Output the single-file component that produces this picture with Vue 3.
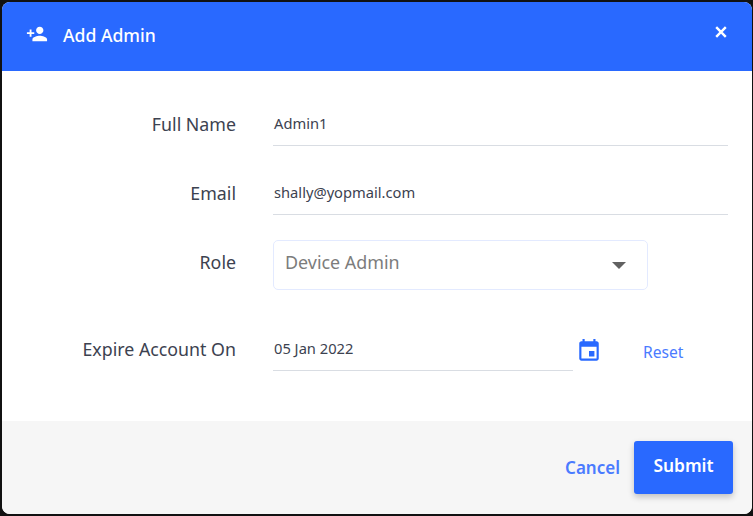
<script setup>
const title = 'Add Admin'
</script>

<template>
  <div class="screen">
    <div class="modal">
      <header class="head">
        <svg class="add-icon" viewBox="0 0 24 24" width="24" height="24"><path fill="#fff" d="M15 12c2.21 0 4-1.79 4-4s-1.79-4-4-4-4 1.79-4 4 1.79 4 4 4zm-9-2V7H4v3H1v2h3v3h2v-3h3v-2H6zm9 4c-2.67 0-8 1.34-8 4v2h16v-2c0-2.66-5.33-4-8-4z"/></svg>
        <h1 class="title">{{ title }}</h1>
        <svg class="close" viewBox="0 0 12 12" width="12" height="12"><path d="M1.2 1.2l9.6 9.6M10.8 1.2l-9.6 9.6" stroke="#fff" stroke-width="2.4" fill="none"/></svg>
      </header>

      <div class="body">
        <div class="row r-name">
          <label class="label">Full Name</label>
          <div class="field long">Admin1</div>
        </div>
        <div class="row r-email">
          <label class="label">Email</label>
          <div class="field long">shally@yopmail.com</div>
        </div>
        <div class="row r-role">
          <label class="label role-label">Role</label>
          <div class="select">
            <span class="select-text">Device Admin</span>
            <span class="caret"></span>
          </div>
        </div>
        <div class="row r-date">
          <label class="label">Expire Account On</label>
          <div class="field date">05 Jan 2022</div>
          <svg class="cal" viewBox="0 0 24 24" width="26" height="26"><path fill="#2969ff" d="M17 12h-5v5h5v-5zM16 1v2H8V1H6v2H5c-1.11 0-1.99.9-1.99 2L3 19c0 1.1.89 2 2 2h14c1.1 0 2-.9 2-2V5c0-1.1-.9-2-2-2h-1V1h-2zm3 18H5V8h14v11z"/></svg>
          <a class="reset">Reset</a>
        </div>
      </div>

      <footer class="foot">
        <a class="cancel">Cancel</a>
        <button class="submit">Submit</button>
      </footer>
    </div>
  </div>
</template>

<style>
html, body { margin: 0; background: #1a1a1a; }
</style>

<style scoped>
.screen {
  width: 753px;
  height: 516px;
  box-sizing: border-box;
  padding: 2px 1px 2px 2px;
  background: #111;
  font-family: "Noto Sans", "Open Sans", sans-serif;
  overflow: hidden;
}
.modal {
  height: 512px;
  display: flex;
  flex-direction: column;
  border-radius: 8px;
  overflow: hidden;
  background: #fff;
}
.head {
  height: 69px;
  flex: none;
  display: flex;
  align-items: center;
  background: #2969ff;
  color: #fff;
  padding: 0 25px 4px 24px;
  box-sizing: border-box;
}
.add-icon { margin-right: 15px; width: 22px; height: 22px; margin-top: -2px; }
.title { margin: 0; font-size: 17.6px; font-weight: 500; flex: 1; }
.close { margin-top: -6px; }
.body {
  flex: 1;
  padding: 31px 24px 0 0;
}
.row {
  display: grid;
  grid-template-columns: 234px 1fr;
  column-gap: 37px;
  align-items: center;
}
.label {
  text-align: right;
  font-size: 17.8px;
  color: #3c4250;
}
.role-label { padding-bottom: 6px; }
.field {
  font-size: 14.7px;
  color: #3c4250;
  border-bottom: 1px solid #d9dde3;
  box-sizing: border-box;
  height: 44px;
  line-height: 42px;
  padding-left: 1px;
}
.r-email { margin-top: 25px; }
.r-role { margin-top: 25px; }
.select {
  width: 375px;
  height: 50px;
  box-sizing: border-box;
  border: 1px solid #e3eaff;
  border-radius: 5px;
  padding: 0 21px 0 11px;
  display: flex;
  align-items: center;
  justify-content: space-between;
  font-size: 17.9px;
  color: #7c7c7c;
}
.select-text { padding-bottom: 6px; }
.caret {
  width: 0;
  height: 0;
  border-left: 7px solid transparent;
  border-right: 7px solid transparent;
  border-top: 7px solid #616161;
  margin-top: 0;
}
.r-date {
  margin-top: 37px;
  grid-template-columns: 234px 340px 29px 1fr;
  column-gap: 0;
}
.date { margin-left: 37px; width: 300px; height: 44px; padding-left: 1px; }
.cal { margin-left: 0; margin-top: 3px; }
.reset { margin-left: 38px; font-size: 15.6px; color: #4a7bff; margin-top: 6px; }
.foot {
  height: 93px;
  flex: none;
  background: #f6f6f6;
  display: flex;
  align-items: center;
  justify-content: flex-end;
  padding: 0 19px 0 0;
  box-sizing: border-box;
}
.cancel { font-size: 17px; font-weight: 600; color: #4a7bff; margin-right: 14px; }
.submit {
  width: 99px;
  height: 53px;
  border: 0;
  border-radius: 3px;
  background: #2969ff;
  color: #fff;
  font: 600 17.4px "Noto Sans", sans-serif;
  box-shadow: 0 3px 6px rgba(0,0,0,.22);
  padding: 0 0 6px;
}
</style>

^^^^

§ **To do**
Reproduce the listing word for word and omit its pictures.

§ **Written answer**
Output the single-file component that produces this picture with Vue 3.
<script setup>
const title = 'Add Admin'
</script>

<template>
  <div class="screen">
    <div class="modal">
      <header class="head">
        <svg class="add-icon" viewBox="0 0 24 24" width="24" height="24"><path fill="#fff" d="M15 12c2.21 0 4-1.79 4-4s-1.79-4-4-4-4 1.79-4 4 1.79 4 4 4zm-9-2V7H4v3H1v2h3v3h2v-3h3v-2H6zm9 4c-2.67 0-8 1.34-8 4v2h16v-2c0-2.66-5.33-4-8-4z"/></svg>
        <h1 class="title">{{ title }}</h1>
        <svg class="close" viewBox="0 0 12 12" width="12" height="12"><path d="M1.2 1.2l9.6 9.6M10.8 1.2l-9.6 9.6" stroke="#fff" stroke-width="2.4" fill="none"/></svg>
      </header>

      <div class="body">
        <div class="row r-name">
          <label class="label">Full Name</label>
          <div class="field long">Admin1</div>
        </div>
        <div class="row r-email">
          <label class="label">Email</label>
          <div class="field long">shally@yopmail.com</div>
        </div>
        <div class="row r-role">
          <label class="label role-label">Role</label>
          <div class="select">
            <span class="select-text">Device Admin</span>
            <span class="caret"></span>
          </div>
        </div>
        <div class="row r-date">
          <label class="label">Expire Account On</label>
          <div class="field date">05 Jan 2022</div>
          <svg class="cal" viewBox="0 0 24 24" width="26" height="26"><path fill="#2969ff" d="M17 12h-5v5h5v-5zM16 1v2H8V1H6v2H5c-1.11 0-1.99.9-1.99 2L3 19c0 1.1.89 2 2 2h14c1.1 0 2-.9 2-2V5c0-1.1-.9-2-2-2h-1V1h-2zm3 18H5V8h14v11z"/></svg>
          <a class="reset">Reset</a>
        </div>
      </div>

      <footer class="foot">
        <a class="cancel">Cancel</a>
        <button class="submit">Submit</button>
      </footer>
    </div>
  </div>
</template>

<style>
html, body { margin: 0; background: #1a1a1a; }
</style>

<style scoped>
.screen {
  width: 753px;
  height: 516px;
  box-sizing: border-box;
  padding: 2px 1px 2px 2px;
  background: #111;
  font-family: "Noto Sans", "Open Sans", sans-serif;
  overflow: hidden;
}
.modal {
  height: 512px;
  display: flex;
  flex-direction: column;
  border-radius: 8px;
  overflow: hidden;
  background: #fff;
}
.head {
  height: 69px;
  flex: none;
  display: flex;
  align-items: center;
  background: #2969ff;
  color: #fff;
  padding: 0 25px 4px 24px;
  box-sizing: border-box;
}
.add-icon { margin-right: 15px; width: 22px; height: 22px; margin-top: -2px; }
.title { margin: 0; font-size: 17.6px; font-weight: 500; flex: 1; }
.close { margin-top: -6px; }
.body {
  flex: 1;
  padding: 31px 24px 0 0;
}
.row {
  display: grid;
  grid-template-columns: 234px 1fr;
  column-gap: 37px;
  align-items: center;
}
.label {
  text-align: right;
  font-size: 17.8px;
  color: #3c4250;
}
.role-label { padding-bottom: 6px; }
.field {
  font-size: 14.7px;
  color: #3c4250;
  border-bottom: 1px solid #d9dde3;
  box-sizing: border-box;
  height: 44px;
  line-height: 42px;
  padding-left: 1px;
}
.r-email { margin-top: 25px; }
.r-role { margin-top: 25px; }
.select {
  width: 375px;
  height: 50px;
  box-sizing: border-box;
  border: 1px solid #e3eaff;
  border-radius: 5px;
  padding: 0 21px 0 11px;
  display: flex;
  align-items: center;
  justify-content: space-between;
  font-size: 17.9px;
  color: #7c7c7c;
}
.select-text { padding-bottom: 6px; }
.caret {
  width: 0;
  height: 0;
  border-left: 7px solid transparent;
  border-right: 7px solid transparent;
  border-top: 7px solid #616161;
  margin-top: 0;
}
.r-date {
  margin-top: 37px;
  grid-template-columns: 234px 340px 29px 1fr;
  column-gap: 0;
}
.date { margin-left: 37px; width: 300px; height: 44px; padding-left: 1px; }
.cal { margin-left: 0; margin-top: 3px; }
.reset { margin-left: 38px; font-size: 15.6px; color: #4a7bff; margin-top: 6px; }
.foot {
  height: 93px;
  flex: none;
  background: #f6f6f6;
  display: flex;
  align-items: center;
  justify-content: flex-end;
  padding: 0 19px 0 0;
  box-sizing: border-box;
}
.cancel { font-size: 17px; font-weight: 600; color: #4a7bff; margin-right: 14px; }
.submit {
  width: 99px;
  height: 53px;
  border: 0;
  border-radius: 3px;
  background: #2969ff;
  color: #fff;
  font: 600 17.4px "Noto Sans", sans-serif;
  box-shadow: 0 3px 6px rgba(0,0,0,.22);
  padding: 0 0 6px;
}
</style>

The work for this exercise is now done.